Wildfire of the Pentadaktylos Range: In 1995 the island of Cyprus experienced the second worst wildfire since 1886. The worst fire occurred in July 1974 burning an area of 21,600 ha but the anomalous political conditions at that year could have been a good explanation.
The fire broke out on Tuesday, 27 June 1995, around noon at Palaiosofo village of the Pentadaktylos range (Fig.1).The area is inaccessible to Cyprus government. In other words, the Cyprus government was unable to undertake the fighting task which has been undertaken by the Turkish Cypriot side and troops from the mainland of Turkey.
Fig.1. Map of the wildfire of 27-29 June 1995 on the Pentadaktylos Range (Cyprus)
The adverse meteorological conditions on that day (strong winds up to 15 m/s) and the mountainous terrain coupled with the limited resources available to tackle the fire made the fire fighting task extremely difficult. The strong winds were responsible for developing serious spotting ahead of the main fire front resulting in a quick spread over a large area.

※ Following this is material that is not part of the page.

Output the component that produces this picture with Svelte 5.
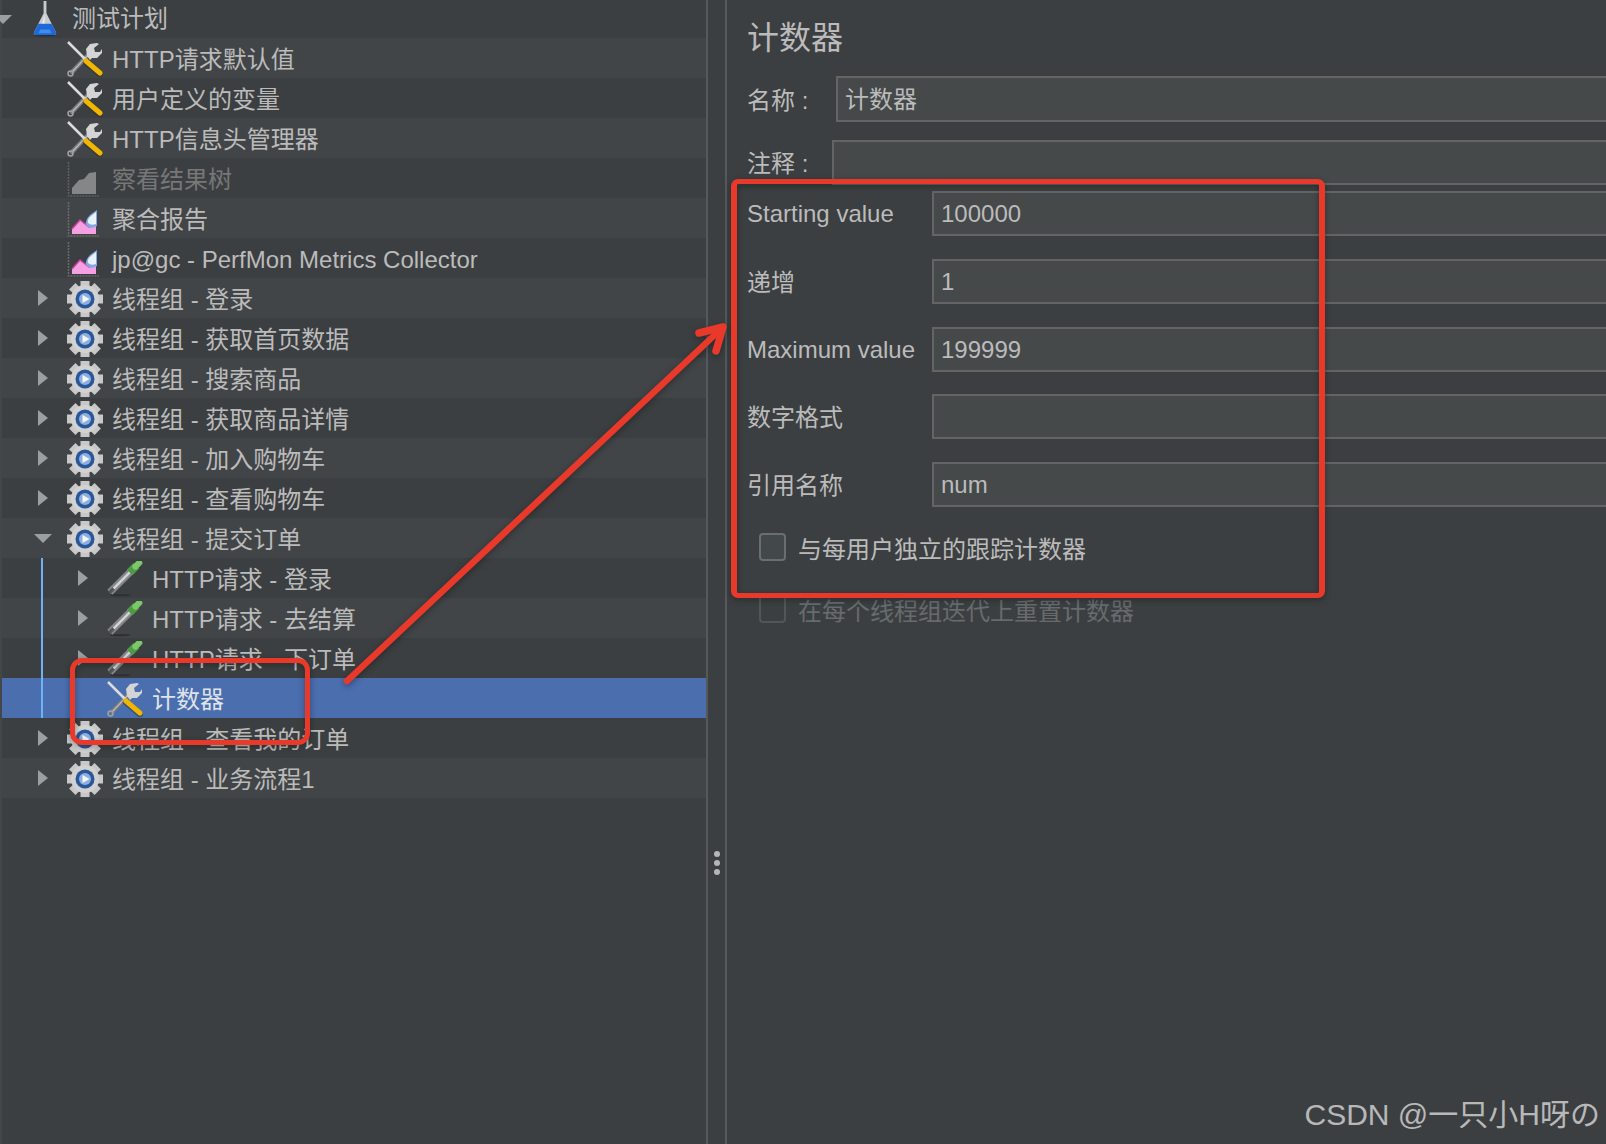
<script>
	const rows = [
		{ label: '测试计划', depth: 0, icon: 'flask', twisty: 'down' },
		{ label: 'HTTP请求默认值', depth: 1, icon: 'tools' },
		{ label: '用户定义的变量', depth: 1, icon: 'tools' },
		{ label: 'HTTP信息头管理器', depth: 1, icon: 'tools' },
		{ label: '察看结果树', depth: 1, icon: 'chart', disabled: true },
		{ label: '聚合报告', depth: 1, icon: 'chart' },
		{ label: 'jp@gc - PerfMon Metrics Collector', depth: 1, icon: 'chart' },
		{ label: '线程组 - 登录', depth: 1, icon: 'gear', twisty: 'right' },
		{ label: '线程组 - 获取首页数据', depth: 1, icon: 'gear', twisty: 'right' },
		{ label: '线程组 - 搜索商品', depth: 1, icon: 'gear', twisty: 'right' },
		{ label: '线程组 - 获取商品详情', depth: 1, icon: 'gear', twisty: 'right' },
		{ label: '线程组 - 加入购物车', depth: 1, icon: 'gear', twisty: 'right' },
		{ label: '线程组 - 查看购物车', depth: 1, icon: 'gear', twisty: 'right' },
		{ label: '线程组 - 提交订单', depth: 1, icon: 'gear', twisty: 'down' },
		{ label: 'HTTP请求 - 登录', depth: 2, icon: 'dropper', twisty: 'right', guide: true },
		{ label: 'HTTP请求 - 去结算', depth: 2, icon: 'dropper', twisty: 'right', guide: true },
		{ label: 'HTTP请求 - 下订单', depth: 2, icon: 'dropper', twisty: 'right', guide: true },
		{ label: '计数器', depth: 2, icon: 'tools', guide: true, selected: true },
		{ label: '线程组 - 查看我的订单', depth: 1, icon: 'gear', twisty: 'right' },
		{ label: '线程组 - 业务流程1', depth: 1, icon: 'gear', twisty: 'right' }
	];

	const fields = [
		{ label: 'Starting value', value: '100000' },
		{ label: '递增', value: '1', cjk: true },
		{ label: 'Maximum value', value: '199999' },
		{ label: '数字格式', value: '', cjk: true },
		{ label: '引用名称', value: 'num', cjk: true }
	];

	const teeth = [0, 45, 90, 135, 180, 225, 270, 315];
</script>

{#snippet icon(name, disabled)}
	{#if name === 'flask'}
		<svg class="icon" viewBox="0 0 36 38">
			<ellipse cx="18" cy="36" rx="12" ry="1.500" fill="#2c2e30" />
			<path d="M16.500 0h3v13l10 20q1 3-2 3H8.500q-3 0-2-3l10-20V5z" fill="#c9ccce" />
			<path d="M18 14l-4 14h3z" fill="#f1f1f1" />
			<path d="M11 24h14l4.500 9q1 3-2 3H8.500q-3 0-2-3z" fill="#1f68d8" />
			<path d="M13 30h10l2 4H11z" fill="#3f8bf0" />
		</svg>
	{:else if name === 'tools'}
		<svg class="icon" viewBox="0 0 36 36">
			<path d="M5 31L23 12" stroke="#77797b" stroke-width="4.500" stroke-linecap="round" />
			<path d="M5 31L23 12" stroke="#b8b8b8" stroke-width="1.500" />
			<circle cx="3.500" cy="32.500" r="2.500" fill="none" stroke="#a0a0a0" stroke-width="1.500" />
			<path d="M20 15l-1-7 4-5 7-1 2 1-5 4 1 4 5 0 2-3 0 4-5 5-5 0-2 2z" fill="#d4d4d4" />
			<path d="M1 1L20 20" stroke="#dcdcdc" stroke-width="2.500" />
			<path d="M19 21L33 33" stroke="#2e2e2e" stroke-width="6.500" stroke-linecap="round" opacity="0.5" />
			<path d="M19 20L33 32" stroke="#f1b600" stroke-width="5" stroke-linecap="round" />
		</svg>
	{:else if name === 'chart'}
		<svg class="icon" viewBox="0 0 36 36">
			<path d="M1.500 1V35H32" fill="none" stroke={disabled ? '#5e6062' : '#686a6c'} stroke-width="1.500" stroke-dasharray="2 1" />
			{#if disabled}
				<path d="M5 33v-6l7-8 5-1 5-6 7-1v22z" fill="#858687" />
			{:else}
				<path d="M5 33v-5l8-9 9 7 7-3v10z" fill="#f4a0e2" />
				<path d="M5 28l8-9 9 7 7-3" fill="none" stroke="#c9449a" stroke-width="1.500" />
				<path d="M30 9v16q-7 4-11-1-1-5 4-10z" fill="#7ea9e6" />
				<path d="M29 11v12q-5 2-8-1-1-4 3-7z" fill="#eaf2fc" />
			{/if}
		</svg>
	{:else if name === 'gear'}
		<svg class="icon" viewBox="0 0 36 36">
			{#each teeth as a}
				<rect x="13.500" y="0" width="9" height="8" fill="#c8c8c8" transform="rotate({a} 18 18)" />
			{/each}
			<circle cx="18" cy="18" r="14" fill="#d2d2d2" />
			<circle cx="18" cy="18" r="9.500" fill="#2a5798" />
			<circle cx="18" cy="18" r="6" fill="#8fb0de" />
			<path d="M15.500 14l7 4-7 4z" fill="#f4f6fa" />
		</svg>
	{:else}
		<svg class="icon" viewBox="0 0 36 38">
			<ellipse cx="13" cy="36" rx="11" ry="1.200" fill="#2e3032" />
			<path d="M2 33L24 11" stroke="#85878a" stroke-width="7.500" />
			<path d="M3 32L23 12" stroke="#d4d4d4" stroke-width="2.500" />
			<path d="M1.500 33.500L6 29" stroke="#555" stroke-width="3.500" />
			<path d="M23 12L30 5" stroke="#4f9a45" stroke-width="8.500" />
			<path d="M29 6L33 2" stroke="#7cc768" stroke-width="6.500" stroke-linecap="round" />
		</svg>
	{/if}
{/snippet}

<div class="page">
	<div class="tree">
		{#each rows as row, i}
			<div class="row" class:odd={i % 2 === 1} class:selected={row.selected} class:disabled={row.disabled}>
				{#if row.guide}<span class="guide"></span>{/if}
				<div class="row-inner" style="margin-left: {row.depth * 40 - 11}px">
					<span class="twisty">
						{#if row.twisty}<span class={row.twisty}></span>{/if}
					</span>
					{@render icon(row.icon, row.disabled)}
					<span class="label">{row.label}</span>
				</div>
			</div>
		{/each}
	</div>

	<div class="divider">
		<span></span>
		<span></span>
		<span></span>
	</div>

	<div class="pane">
		<h1>计数器</h1>
		<div class="field name">
			<label class="cjk" for="name">名称 :</label>
			<input id="name" readonly value="计数器" />
		</div>
		<div class="field comment">
			<label class="cjk" for="comment">注释 :</label>
			<input id="comment" readonly value="" />
		</div>
		<div class="counter">
			{#each fields as f, i}
				<div class="field">
					<label class:cjk={f.cjk} for="f{i}">{f.label}</label>
					<input id="f{i}" readonly value={f.value} />
				</div>
			{/each}
		</div>
		<div class="check">
			<span class="box"></span>
			<span>与每用户独立的跟踪计数器</span>
		</div>
		<div class="check off">
			<span class="box"></span>
			<span>在每个线程组迭代上重置计数器</span>
		</div>
	</div>

	<div class="mark small"></div>
	<div class="mark big"></div>
	<svg class="arrow" viewBox="0 0 1606 1144" width="1606" height="1144">
		<path d="M347 681L721 329" />
		<path class="head" d="M699 333L723 327L716 351" />
	</svg>
	<div class="watermark">CSDN @一只小H呀の</div>
</div>

<style>
	:global(body) {
		margin: 0;
		background: #3c3f41;
	}

	.page {
		position: relative;
		display: flex;
		width: 1606px;
		height: 1144px;
		overflow: hidden;
		background: #3c3f41;
		color: #bbbbbb;
		font-family: 'Liberation Sans', 'Noto Sans CJK SC', sans-serif;
		font-size: 24px;
	}

	.tree {
		width: 704px;
		flex-shrink: 0;
		padding-left: 2px;
		overflow: hidden;
		box-shadow: inset 2px 0 0 #44474a;
	}

	.row {
		position: relative;
		height: 40px;
		display: flex;
		align-items: center;
	}

	.row:first-child {
		height: 38px;
	}

	.row.odd {
		background: #424547;
	}

	.row.selected {
		background: #4b6eaf;
		color: #dfe3ea;
	}

	.row.disabled {
		color: #777777;
	}

	.guide {
		position: absolute;
		left: 39px;
		top: 0;
		bottom: 0;
		width: 2px;
		background: #6db2f2;
	}

	.row-inner {
		display: flex;
		align-items: center;
		white-space: nowrap;
	}

	.twisty {
		width: 24px;
		margin-right: 12px;
		display: flex;
		justify-content: center;
		flex-shrink: 0;
	}

	.right {
		width: 0;
		height: 0;
		border-left: 10px solid #9c9fa1;
		border-top: 8px solid transparent;
		border-bottom: 8px solid transparent;
	}

	.down {
		width: 0;
		height: 0;
		border-top: 9px solid #9c9fa1;
		border-left: 9px solid transparent;
		border-right: 9px solid transparent;
	}

	.icon {
		width: 36px;
		height: 36px;
		flex-shrink: 0;
		margin: 2px 9px 0 0;
		filter: blur(0.6px);
	}

	.row:first-child .icon {
		margin-top: 0;
	}

	.label {
		line-height: 40px;
		padding-top: 3px;
	}

	.row:first-child .label {
		padding-top: 0;
	}

	.divider {
		width: 17px;
		flex-shrink: 0;
		border-left: 2px solid #56595b;
		border-right: 2px solid #56595b;
		display: flex;
		flex-direction: column;
		align-items: center;
		gap: 3px;
		padding-top: 851px;
	}

	.divider span {
		width: 6px;
		height: 6px;
		border-radius: 50%;
		background: #b4b6b8;
	}

	.pane {
		flex: 1;
		min-width: 0;
		padding: 18px 0 0 20px;
		overflow: hidden;
	}

	h1 {
		margin: 0 0 18px;
		font-size: 32px;
		font-weight: normal;
		line-height: 40px;
	}

	.field {
		display: flex;
		align-items: center;
		height: 45px;
	}

	.field label {
		width: 185px;
		flex-shrink: 0;
		white-space: nowrap;
		padding-top: 1px;
	}

	.field label.cjk {
		padding: 0 0 2px;
	}

	.field input {
		flex: 1;
		min-width: 0;
		height: 100%;
		margin-right: -6px;
		box-sizing: border-box;
		border: 2px solid #646464;
		background: #45494a;
		color: #bbbbbb;
		font: inherit;
		padding: 1px 7px 0;
		outline: none;
	}

	.name {
		height: 46px;
	}

	.name input {
		padding: 0 7px 4px;
	}

	.name label {
		width: 89px;
	}

	.comment {
		margin-top: 18px;
	}

	.comment label {
		width: 85px;
	}

	.counter {
		margin-top: 6px;
		display: flex;
		flex-direction: column;
		gap: 22.800px;
	}

	.check {
		display: flex;
		align-items: center;
		gap: 12px;
		margin: 26px 0 0 12px;
		height: 28px;
	}

	.check.off {
		margin-top: 34px;
		color: #686b6d;
	}

	.box {
		width: 27px;
		height: 28px;
		box-sizing: border-box;
		border: 2px solid #6b6e70;
		border-radius: 4px;
		background: #43494a;
	}

	.off .box {
		border-color: #535658;
		background: transparent;
	}

	.mark {
		position: absolute;
		box-sizing: border-box;
		border: 5px solid #e8392a;
		filter: drop-shadow(0 2px 3px rgba(0, 0, 0, 0.35));
	}

	.small {
		left: 70px;
		top: 658px;
		width: 240px;
		height: 87px;
		border-radius: 12px;
	}

	.big {
		left: 731px;
		top: 179px;
		width: 594px;
		height: 419px;
		border-width: 5px 6px;
		border-radius: 7px;
	}

	.arrow {
		position: absolute;
		left: 0;
		top: 0;
		fill: none;
		stroke: #e8392a;
		stroke-width: 6.500;
		stroke-linecap: round;
		stroke-linejoin: round;
		filter: drop-shadow(0 2px 3px rgba(0, 0, 0, 0.35));
	}

	.arrow .head {
		stroke-width: 7.500;
	}

	.watermark {
		position: absolute;
		right: 6px;
		bottom: 11px;
		font-size: 30px;
		line-height: 36px;
		color: #b8b8b8;
		white-space: nowrap;
	}
</style>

On Wednesday morning forces from the British sovereign bases in Cyprus (forty fire fighters, five fire engines and two helicopters) joined the efforts to fight the fire. Most importantly, however, their support included provision of technical assistance and coordination. The fire was under control on Thursday, 29 June 1995, around 14:00. Unfortunately figures concerning personnel and equipment mobilized are not known. The cause of fire is not known either.
The fire spread over the area of 12 villages burning approximately an area of 8-9,000 ha (figure below) including both forest and agricultural land. The resulting damage included 25 burned and 21 damaged houses. It was fortunate that there was not any life loss or severe injury.
The environmental impact of the fire and its impact on the standard of living for Cypriots are pretty obvious. A beautiful Mediterranean landscape has been transformed into a desert-like one, valuable forest resources have disappeared, the habitats of indigenous species have been affected, and there was extensive damage to archaeological sites and monuments, just to mention a few. But in such cases it is even possible that there must be inconceivable ecological impacts that can not be tackled. The major forest vegetation types included: Pine stands (Pinus brutia), Cypress stands (Cupressus sempervirens), Maquis (Pistacia spp., Arbutus spp., Genista spp.); and Garrique (Sarcopoterium spp., Thymus spp.).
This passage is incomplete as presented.